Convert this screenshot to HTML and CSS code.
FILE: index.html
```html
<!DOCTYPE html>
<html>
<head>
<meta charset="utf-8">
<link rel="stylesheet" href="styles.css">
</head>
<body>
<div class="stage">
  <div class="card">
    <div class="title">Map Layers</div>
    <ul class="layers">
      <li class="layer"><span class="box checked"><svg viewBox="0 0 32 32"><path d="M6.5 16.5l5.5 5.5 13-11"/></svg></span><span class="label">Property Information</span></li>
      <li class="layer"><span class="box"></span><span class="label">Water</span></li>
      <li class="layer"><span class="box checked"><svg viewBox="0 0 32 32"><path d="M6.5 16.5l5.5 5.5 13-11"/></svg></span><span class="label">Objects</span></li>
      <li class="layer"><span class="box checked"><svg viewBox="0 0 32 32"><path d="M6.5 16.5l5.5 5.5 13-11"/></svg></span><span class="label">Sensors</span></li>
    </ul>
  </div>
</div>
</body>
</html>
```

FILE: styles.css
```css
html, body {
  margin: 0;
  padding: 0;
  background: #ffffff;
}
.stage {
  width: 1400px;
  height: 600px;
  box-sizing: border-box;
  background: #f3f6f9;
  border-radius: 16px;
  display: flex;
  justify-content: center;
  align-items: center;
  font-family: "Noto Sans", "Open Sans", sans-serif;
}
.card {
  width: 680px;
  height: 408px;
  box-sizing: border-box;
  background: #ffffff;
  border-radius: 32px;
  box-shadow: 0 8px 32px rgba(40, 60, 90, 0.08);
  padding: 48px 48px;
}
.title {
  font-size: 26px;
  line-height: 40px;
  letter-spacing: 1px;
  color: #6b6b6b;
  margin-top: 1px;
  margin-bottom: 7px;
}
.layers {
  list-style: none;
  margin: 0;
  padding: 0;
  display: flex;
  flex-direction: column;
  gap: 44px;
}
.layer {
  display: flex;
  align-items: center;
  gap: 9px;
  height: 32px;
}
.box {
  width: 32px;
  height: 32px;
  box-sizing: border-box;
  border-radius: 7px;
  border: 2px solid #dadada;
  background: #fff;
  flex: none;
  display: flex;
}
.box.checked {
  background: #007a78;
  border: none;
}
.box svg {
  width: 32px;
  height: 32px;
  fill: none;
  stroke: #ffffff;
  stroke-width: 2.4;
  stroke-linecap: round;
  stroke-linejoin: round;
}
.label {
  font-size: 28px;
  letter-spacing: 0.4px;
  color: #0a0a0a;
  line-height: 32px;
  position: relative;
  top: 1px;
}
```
----
REQUIREMENTS: Set down the listing in full, keeping every word exactly as it is.

ANSWER TO THIS PROBLEM:
Convert this screenshot to HTML and CSS code.
FILE: index.html
```html
<!DOCTYPE html>
<html>
<head>
<meta charset="utf-8">
<link rel="stylesheet" href="styles.css">
</head>
<body>
<div class="stage">
  <div class="card">
    <div class="title">Map Layers</div>
    <ul class="layers">
      <li class="layer"><span class="box checked"><svg viewBox="0 0 32 32"><path d="M6.5 16.5l5.5 5.5 13-11"/></svg></span><span class="label">Property Information</span></li>
      <li class="layer"><span class="box"></span><span class="label">Water</span></li>
      <li class="layer"><span class="box checked"><svg viewBox="0 0 32 32"><path d="M6.5 16.5l5.5 5.5 13-11"/></svg></span><span class="label">Objects</span></li>
      <li class="layer"><span class="box checked"><svg viewBox="0 0 32 32"><path d="M6.5 16.5l5.5 5.5 13-11"/></svg></span><span class="label">Sensors</span></li>
    </ul>
  </div>
</div>
</body>
</html>
```

FILE: styles.css
```css
html, body {
  margin: 0;
  padding: 0;
  background: #ffffff;
}
.stage {
  width: 1400px;
  height: 600px;
  box-sizing: border-box;
  background: #f3f6f9;
  border-radius: 16px;
  display: flex;
  justify-content: center;
  align-items: center;
  font-family: "Noto Sans", "Open Sans", sans-serif;
}
.card {
  width: 680px;
  height: 408px;
  box-sizing: border-box;
  background: #ffffff;
  border-radius: 32px;
  box-shadow: 0 8px 32px rgba(40, 60, 90, 0.08);
  padding: 48px 48px;
}
.title {
  font-size: 26px;
  line-height: 40px;
  letter-spacing: 1px;
  color: #6b6b6b;
  margin-top: 1px;
  margin-bottom: 7px;
}
.layers {
  list-style: none;
  margin: 0;
  padding: 0;
  display: flex;
  flex-direction: column;
  gap: 44px;
}
.layer {
  display: flex;
  align-items: center;
  gap: 9px;
  height: 32px;
}
.box {
  width: 32px;
  height: 32px;
  box-sizing: border-box;
  border-radius: 7px;
  border: 2px solid #dadada;
  background: #fff;
  flex: none;
  display: flex;
}
.box.checked {
  background: #007a78;
  border: none;
}
.box svg {
  width: 32px;
  height: 32px;
  fill: none;
  stroke: #ffffff;
  stroke-width: 2.4;
  stroke-linecap: round;
  stroke-linejoin: round;
}
.label {
  font-size: 28px;
  letter-spacing: 0.4px;
  color: #0a0a0a;
  line-height: 32px;
  position: relative;
  top: 1px;
}
```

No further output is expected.